I could tell you it’s because my relationships were toxic or because I was constantly surrounded by negativity. Or maybe it was because I’d been physically and mentally ill a few years back and it’d left a mark. Or maybe it was society, or my
lack of real friends or my need to fix everyone else’s problems first. To be honest, it was probably all of it.
So what did I do on October 10th?
I left my entire life behind and jumped on a plane to Costa Rica with no other plan than to write, to explore and to be free. This well thought-out endeavour *ahum* came to me in the midst of a depressing winter at the start of 2019. Back then it was nothing more than a daydream, a fantasy, and I didn’t expect it to become my reality. I felt completely and utterly stuck.

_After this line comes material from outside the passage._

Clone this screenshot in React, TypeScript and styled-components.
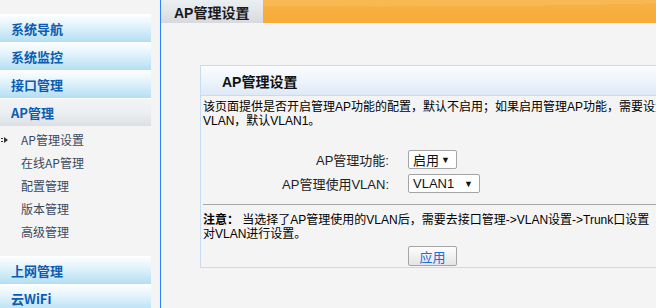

Now, I won’t pretend I suddenly got the courage to change my entire life out of nowhere. As physically and mentally drained as I was at the time, I decided to make myself even more uncomfortable and go to therapy. It’s kind of funny because I only went with the idea to get my anxiety under control but I ended up questioning my entire life, upbringing and sense of self. It wasn’t easy to be seen (after being so used to hiding away and feeling invisible) and to allow someone to tell me the truth, but it changed everything.
I dealt with a lot of personal issues and slowly started to feel like myself again. I’d finally woken up from my slumber. That’s when I thought ‘fuck it’ and booked my ticket. And so my future became uncertain again (is it ever not though?). I am no longer tied to anything or anyone and I have no idea where I’ll be or what I’ll be doing by the end of this year.
It still remains to be seen if I can create a more fulfilling reality for myself (ah, the good old search for happiness), because I’m definitely not there yet, there are still a lot of things I’m working on. But I feel like I have a chance, now that I’m finally doing things that I actually enjoy.
If you feel stuck in the system and want to break free or you already have and you’re making life up as you go (like me) OR you’re simply curious where this impulsive decision will take me, I want to invite you to follow me along on my journey! This won’t just be a travel blog, I don’t want to confine myself to a niche, I want to be able to write about anything I care about.
My hope is to inspire you to live life to the fullest (whatever that means to you) and to not settle for mediocre, for boring, for miserable. We all deserve a chance at inner peace and happiness and I know more than anyone that, more often than not, it’s ourselves that’s standing in the way. For years now, I’ve been trying to get out of my own way.
I hope you’ll join me, because everything is better when shared.